• Exercise prompt: Determine how many lines of the records include "this", and answer with the number alone.

• Records to process:
* BEGIN *

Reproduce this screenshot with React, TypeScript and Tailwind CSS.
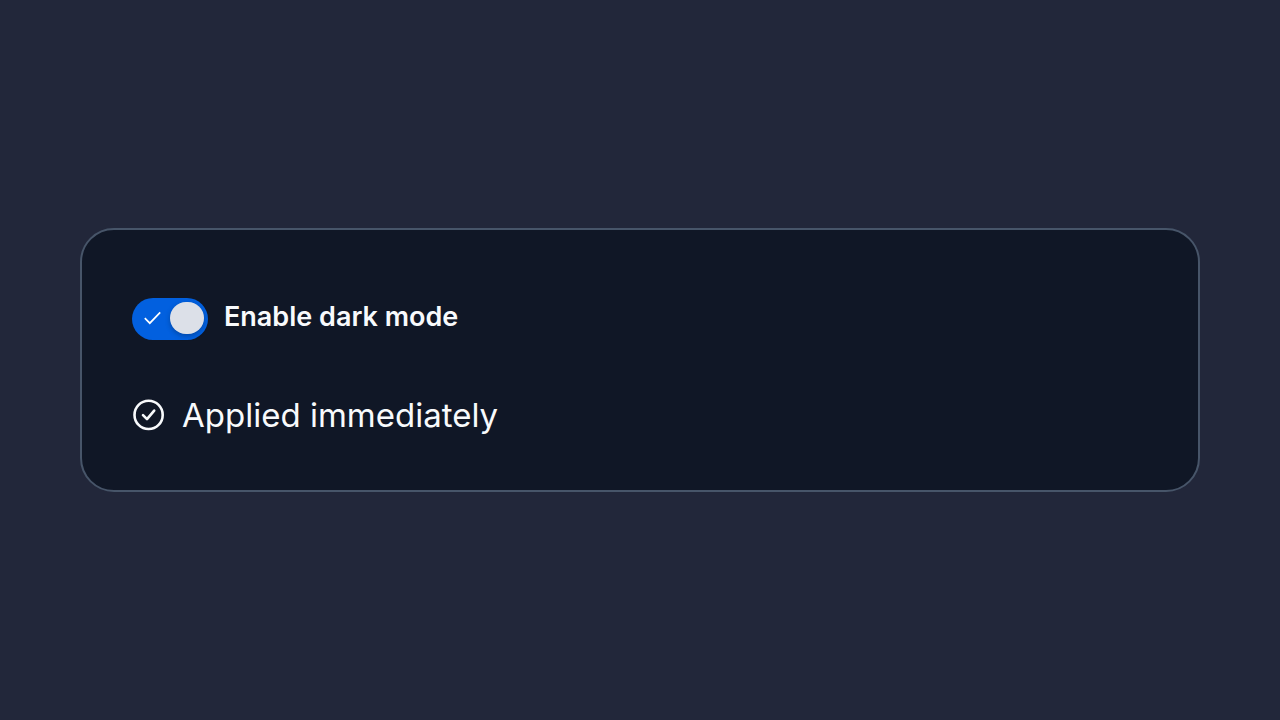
// REACT IMPORT
import React, { useState } from 'react'

const CheckCircleIcon = (): React.JSX.Element => (
  <svg
    viewBox="0 0 34 34"
    className="h-[34px] w-[34px] shrink-0"
    fill="none"
    stroke="currentColor"
    strokeLinecap="round"
    strokeLinejoin="round"
    aria-hidden="true"
  >
    <circle cx="16.6" cy="16.9" r="14.1" strokeWidth="2.6" />
    <path d="M11 17.2 L15 21.2 L22.2 12.6" strokeWidth="2.6" />
  </svg>
)

const DarkModeSwitch = (): React.JSX.Element => {
  const [enabled, setEnabled] = useState<boolean>(true)

  return (
    <div className="flex items-center gap-4">
      <div className="relative h-[42px] w-[76px] shrink-0">
        <input
          id="dark-mode"
          type="checkbox"
          role="switch"
          checked={enabled}
          onChange={() => setEnabled(!enabled)}
          className="peer block h-full w-full cursor-pointer appearance-none rounded-full bg-[#475569] checked:bg-[#0260df]"
        />
        <svg
          viewBox="0 0 18 14"
          className="pointer-events-none absolute left-3 top-[13px] h-[14px] w-[18px] opacity-0 peer-checked:opacity-100"
          fill="none"
          stroke="white"
          strokeWidth="1.7"
          aria-hidden="true"
        >
          <path d="M0.8 7.2 L5.8 12.2 L16.2 1.4" />
        </svg>
        <span className="pointer-events-none absolute left-1 top-1 h-8 w-[34px] rounded-full bg-[#dce0e8] shadow-[0_2px_5px_rgba(0,0,0,0.25)] peer-checked:left-auto peer-checked:right-1" />
      </div>
      <label htmlFor="dark-mode" className="cursor-pointer pb-1 text-[27px] font-semibold leading-8">
        Enable dark mode
      </label>
    </div>
  )
}

const App = (): React.JSX.Element => {
  return (
    <main className="flex min-h-screen items-center bg-[#22273a] px-20 font-['Inter',sans-serif] text-[#f8fafc]">
      <section className="flex w-full flex-col gap-[50px] rounded-[34px] border-2 border-[#475569] bg-[#101726] px-[50px] pb-[50px] pt-[68px]">
        <DarkModeSwitch />
        <p className="flex items-center gap-4 text-[33px] leading-[50px]">
          <CheckCircleIcon />
          Applied immediately
        </p>
      </section>
    </main>
  )
}

export default App
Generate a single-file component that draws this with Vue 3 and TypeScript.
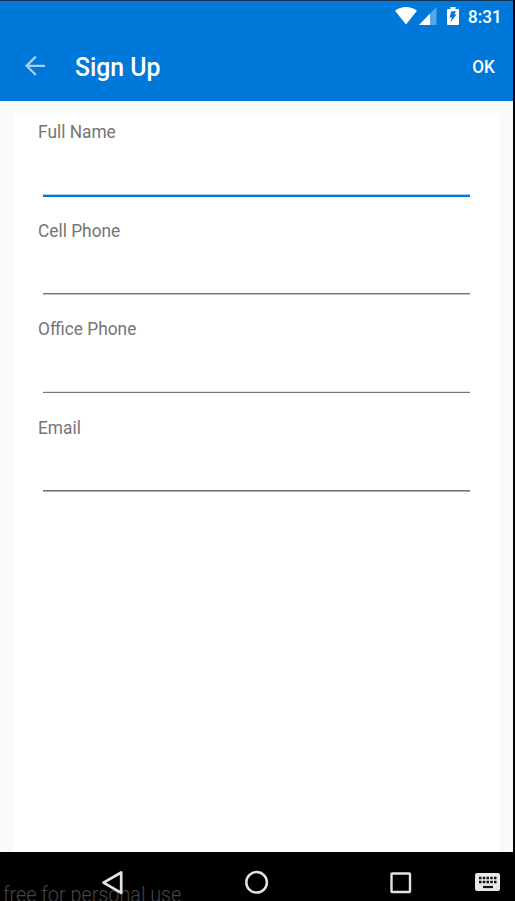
<script setup lang="ts">
import { reactive } from 'vue'

interface Field {
  id: string
  label: string
  kind: string
}

const fields: Field[] = [
  { id: 'name', label: 'Full Name', kind: 'active' },
  { id: 'cell', label: 'Cell Phone', kind: 'second' },
  { id: 'office', label: 'Office Phone', kind: 'third' },
  { id: 'email', label: 'Email', kind: 'fourth' },
]

const values = reactive<Record<string, string>>({ name: '', cell: '', office: '', email: '' })
</script>

<template>
  <div class="device">
    <div class="screen">
      <header class="top">
        <div class="status">
          <svg class="wifi" width="22" height="18" viewBox="0 0 22 18">
            <path d="M0 3.7C6.3-1.2 15.7-1.2 22 3.7L11 17.5Z" fill="#fff" />
          </svg>
          <svg class="signal" width="18" height="18" viewBox="0 0 18 18">
            <path d="M0 18L17.5 0V18Z" fill="#58a6e8" />
            <path d="M0 18L11 6.7V18Z" fill="#fff" />
          </svg>
          <svg class="battery" width="12" height="18" viewBox="0 0 12 18">
            <path fill-rule="evenodd" fill="#fff" d="M3.5 0h5v2H11q1 0 1 1v14q0 1-1 1H1q-1 0-1-1V3q0-1 1-1h2.500ZM4.200 4.200H9L7.400 7.500H9.600L3.300 15.500L4.900 10.500H2.600Z" />
          </svg>
          <span class="clock">8:31</span>
        </div>
        <div class="toolbar">
          <svg class="back" width="22" height="22" viewBox="0 0 22 22">
            <path d="M11.800 1.600L2.600 10.800L11.800 20M2.600 10.800H21" fill="none" stroke="#a5d0f5" stroke-width="2.300" />
          </svg>
          <h1>Sign Up</h1>
          <button type="button">OK</button>
        </div>
      </header>
      <main class="content">
        <form class="card" @submit.prevent>
          <div v-for="f in fields" :key="f.id" class="field" :class="f.kind">
            <label :for="f.id">{{ f.label }}</label>
            <input :id="f.id" v-model="values[f.id]" type="text" autocomplete="off" />
            <div class="line"></div>
          </div>
        </form>
      </main>
    </div>
    <nav class="nav">
      <span class="watermark">free for personal use</span>
      <svg class="nav-back" width="24" height="26" viewBox="0 0 24 26">
        <path d="M20.200 2.500V22.900L2.500 12.700Z" fill="none" stroke="#e3e3e3" stroke-width="2.700" stroke-linejoin="round" />
      </svg>
      <svg class="nav-home" width="24" height="24" viewBox="0 0 24 24">
        <circle cx="11.600" cy="12.300" r="10.300" fill="none" stroke="#e3e3e3" stroke-width="2.500" />
      </svg>
      <svg class="nav-recent" width="22" height="22" viewBox="0 0 22 22">
        <rect x="1.500" y="1.500" width="18.500" height="18.500" rx=".7" fill="none" stroke="#e3e3e3" stroke-width="2.400" />
      </svg>
      <svg class="nav-keys" width="25" height="18" viewBox="0 0 25 18">
        <rect width="25" height="18" rx="2.200" fill="#e8e8e8" />
        <path d="M4 5h17.500M4 9h17.500" stroke="#111" stroke-width="2.500" stroke-dasharray="2.500 1.250" />
        <path d="M8 14h10" stroke="#111" stroke-width="2.200" />
      </svg>
    </nav>
  </div>
</template>

<style>
body {
  margin: 0;
  overflow: hidden;
}
</style>

<style scoped>
.device {
  width: 515px;
  height: 901px;
  display: flex;
  flex-direction: column;
  background: #000;
  font-family: Roboto, sans-serif;
  overflow: hidden;
}
.screen {
  width: 513px;
  height: 852px;
  display: flex;
  flex-direction: column;
  background: #fafafa;
}
.top {
  box-sizing: border-box;
  height: 101px;
  flex: none;
  background: #0078d9;
  border-top: 1px solid #17324f;
}
.status {
  box-sizing: border-box;
  height: 30px;
  display: flex;
  align-items: center;
  padding-left: 395px;
}
.wifi {
  margin-right: 2px;
}
.signal {
  margin-right: 10px;
}
.battery {
  margin-right: 9px;
}
.clock {
  font-size: 17.800px;
  transform: translateY(0.600px) scaleX(0.960);
  transform-origin: left;
  font-weight: 500;
  line-height: 20px;
  color: #fff;
}
.toolbar {
  height: 69px;
  display: flex;
  align-items: center;
  padding: 0 18px 0 24px;
}
h1 {
  margin: 0 0 0 29px;
  flex: 1;
  font-size: 25.400px;
  transform: translateY(0.600px) scaleX(0.976);
  transform-origin: left;
  font-weight: 500;
  line-height: 30px;
  color: #fff;
}
button {
  border: 0;
  padding: 0;
  background: none;
  color: #fff;
  font: 500 17.600px/20px Roboto, sans-serif;
  transform: translate(-0.500px, 0.600px) scaleX(0.970);
  transform-origin: right;
}
.content {
  flex: 1;
  padding: 12px 13px 0;
  display: flex;
}
.card {
  flex: 1;
  background: #fff;
  padding: 9px 30px 0 25px;
}
.field {
  height: 98.500px;
  display: flex;
  flex-direction: column;
}
label {
  align-self: flex-start;
  font-size: 18px;
  transform: translateY(0.300px) scaleX(0.962);
  transform-origin: left;
  line-height: 20px;
  color: #757575;
}
input {
  height: 52px;
  margin: 0 0 0 5px;
  padding: 0;
  border: 0;
  outline: 0;
  background: transparent;
  font: 18px Roboto, sans-serif;
}
.line {
  margin-left: 5px;
  height: 1px;
  background: #737373;
  border-bottom: 1px solid #c4c4c4;
}
.active .line {
  height: 2px;
  background: #0078d9;
  border-top: 1px solid #a6d0f2;
  border-bottom: 0;
}
.fourth .line {
  border-bottom-color: #aaa;
}
.third .line {
  background: #757575;
  border: 0;
  border-top: 1px solid #e4e4e4;
}
.nav {
  position: relative;
  height: 49px;
  display: flex;
  align-items: flex-start;
  overflow: hidden;
}
.watermark {
  position: absolute;
  left: 3px;
  top: 30px;
  color: #464646;
  font-size: 21.500px;
  transform: scaleX(0.920);
  transform-origin: left;
  font-weight: 300;
  line-height: 26px;
  white-space: nowrap;
}
.nav svg {
  position: relative;
}
.nav-back {
  margin: 18px 0 0 101px;
}
.nav-home {
  margin: 18px 0 0 120px;
}
.nav-recent {
  margin: 20px 0 0 121px;
}
.nav-keys {
  margin: 21px 0 0 63px;
}
</style>
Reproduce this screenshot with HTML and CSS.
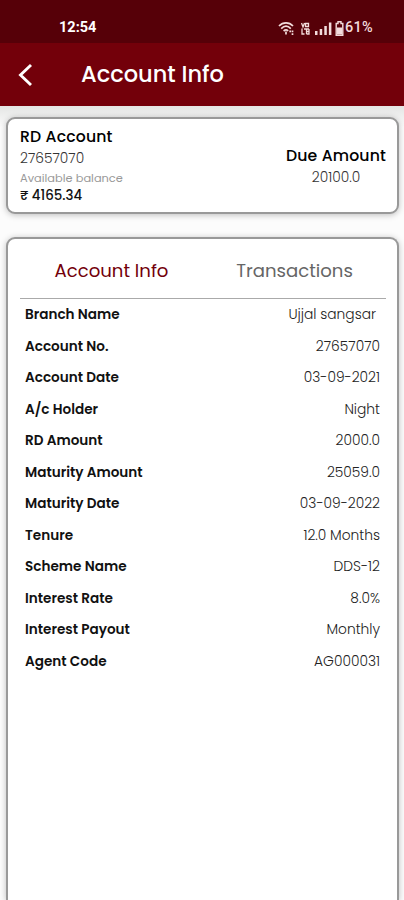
FILE: index.html
```
<!DOCTYPE html>
<html lang="en">
<head>
    <meta charset="UTF-8">
    <meta name="viewport" content="width=device-width, initial-scale=1.0">
    <title>Account Info</title>
    <link rel="stylesheet" href="styles.css">
</head>
<body>
    <div class="status-bar">
        <span class="clock">12:54</span>
        <div class="status-icons">
            <svg class="icon-wifi" width="17" height="15" viewBox="0 0 17 15" fill="none" stroke="currentColor" stroke-width="1.7">
                <path d="M1 5C5 .8 11 .8 15 5M3.2 7.600c3-3 6.600-3 9.600 0M5.600 10c1.700-1.500 3-1.500 4.600-.2"/>
                <path d="M8 10.500v3M12.200 9.500v1.700M14.500 9.500v1.700M14.500 12.200v1.700"/>
            </svg>
            <svg class="icon-volte" width="9" height="13" viewBox="0 0 9 13" fill="none" stroke="currentColor" stroke-width="1.3">
                <path d="M.5 1l1.500 4L3.500 1M4.500 1.500h3v3h-3zM1 6.500V12h2.500M3 7h5M5.500 7v5M8 7v5H5.500M5.500 9.500H8"/>
            </svg>
            <svg class="icon-signal" width="17" height="13" viewBox="0 0 17 13" fill="currentColor">
                <rect x="0" y="9" width="2.5" height="4"/>
                <rect x="4.7" y="7" width="2.5" height="6"/>
                <rect x="9.3" y="4" width="2.5" height="9"/>
                <rect x="13.9" y="0.5" width="2.5" height="12.5"/>
            </svg>
            <svg class="icon-battery" width="9" height="15" viewBox="0 0 9 15">
                <path d="M3 .8h3v1.700h1.800v11.700H1.200V2.500H3z" fill="none" stroke="currentColor" stroke-width="1.4"/>
                <rect x="2" y="6.5" width="5" height="7" fill="currentColor"/>
            </svg>
            <span class="battery-level">61%</span>
        </div>
    </div>

    <header class="app-bar">
        <svg class="back" width="16" height="24" viewBox="0 0 16 24" fill="none" stroke="currentColor" stroke-width="2.9">
            <path d="M14 2L3.500 12 14 22"/>
        </svg>
        <h1>Account Info</h1>
    </header>

    <main>
        <section class="card summary">
            <div class="account">
                <h2>RD Account</h2>
                <p class="number">27657070</p>
                <p class="caption">Available balance</p>
                <p class="balance">₹ 4165.34</p>
            </div>
            <div class="due">
                <h2>Due Amount</h2>
                <p class="number">20100.0</p>
            </div>
        </section>

        <section class="card details">
            <nav class="tabs">
                <span class="tab active">Account Info</span>
                <span class="tab">Transactions</span>
            </nav>
            <dl class="info">
                <div class="row"><dt>Branch Name</dt><dd class="branch">Ujjal sangsar</dd></div>
                <div class="row"><dt>Account No.</dt><dd>27657070</dd></div>
                <div class="row"><dt>Account Date</dt><dd>03-09-2021</dd></div>
                <div class="row"><dt>A/c Holder</dt><dd>Night</dd></div>
                <div class="row"><dt>RD Amount</dt><dd>2000.0</dd></div>
                <div class="row"><dt>Maturity Amount</dt><dd>25059.0</dd></div>
                <div class="row"><dt>Maturity Date</dt><dd>03-09-2022</dd></div>
                <div class="row"><dt>Tenure</dt><dd>12.0 Months</dd></div>
                <div class="row"><dt>Scheme Name</dt><dd>DDS-12</dd></div>
                <div class="row"><dt>Interest Rate</dt><dd>8.0%</dd></div>
                <div class="row"><dt>Interest Payout</dt><dd>Monthly</dd></div>
                <div class="row"><dt>Agent Code</dt><dd>AG000031</dd></div>
            </dl>
        </section>
    </main>
</body>
</html>
```

FILE: styles.css
```
* {
    box-sizing: border-box;
    margin: 0;
    padding: 0;
}
body {
    height: 900px;
    display: flex;
    flex-direction: column;
    overflow: hidden;
    font-family: Poppins, Inter, sans-serif;
    background: #fcfcfc;
    color: #111;
}
.status-bar {
    height: 43px;
    flex-shrink: 0;
    display: flex;
    justify-content: space-between;
    padding: 13px 31px 0 59px;
    background: #560008;
    color: #f3dcdc;
    font-family: Roboto, sans-serif;
    line-height: 30px;
}
.clock {
    font-size: 14.5px;
    font-weight: 700;
    color: #fff;
}
.status-icons {
    height: 30px;
    display: flex;
    align-items: center;
}
.icon-volte {
    margin-left: 6px;
}
.icon-signal {
    margin-left: 5px;
}
.icon-battery {
    margin: 0 1px 0 3px;
}
.battery-level {
    font-size: 14.5px;
    font-weight: 500;
    letter-spacing: 0.3px;
}
.app-bar {
    height: 63px;
    flex-shrink: 0;
    display: flex;
    align-items: center;
    padding-left: 17px;
    background: #73000a;
    color: #fff;
}
.app-bar h1 {
    margin: -2px 0 0 48px;
    font-size: 22.5px;
    font-weight: 500;
}
main {
    flex: 1;
    min-height: 0;
    display: flex;
    flex-direction: column;
    gap: 23px;
    padding: 11px 5px 0 6px;
    background: linear-gradient(#e4e5e4, #fcfcfc 22px);
}
.card {
    border: 2px solid #999;
    border-radius: 9px;
    background: #fff;
    box-shadow: 0 1px 6px rgba(0, 0, 0, 0.25);
}
.summary {
    height: 97px;
    flex-shrink: 0;
    display: flex;
    justify-content: space-between;
    padding: 7px 11px 0 12px;
}
.summary h2 {
    font-size: 15.7px;
    font-weight: 500;
    line-height: 21px;
    letter-spacing: 0.15px;
    color: #000;
}
.number {
    padding-top: 1px;
    font-size: 13.8px;
    font-weight: 300;
    line-height: 22px;
    color: #333;
}
.caption {
    font-size: 11.4px;
    line-height: 16px;
    color: #999;
}
.balance {
    font-size: 13.4px;
    font-weight: 500;
    line-height: 20px;
}
.due {
    padding-top: 19px;
    text-align: center;
}
.details {
    flex: 1;
    padding: 0 11px 0 12px;
    border-bottom: none;
    border-radius: 9px 9px 0 0;
}
.tabs {
    height: 60px;
    display: flex;
    border-bottom: 1px solid #aaa;
}
.tab {
    flex: 1;
    padding-top: 7px;
    font-size: 18.1px;
    line-height: 50px;
    text-align: center;
    color: #666;
}
.tab.active {
    color: #73000a;
}
.row {
    height: 31.5px;
    display: flex;
    justify-content: space-between;
    padding: 0 6px 0 5px;
    font-size: 13.6px;
    line-height: 31.5px;
}
.row dt {
    font-weight: 600;
}
.row dd {
    font-size: 13.8px;
    font-weight: 300;
    color: #222;
}
.row .branch {
    padding-right: 4px;
}
```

* END *

• Finished task: 3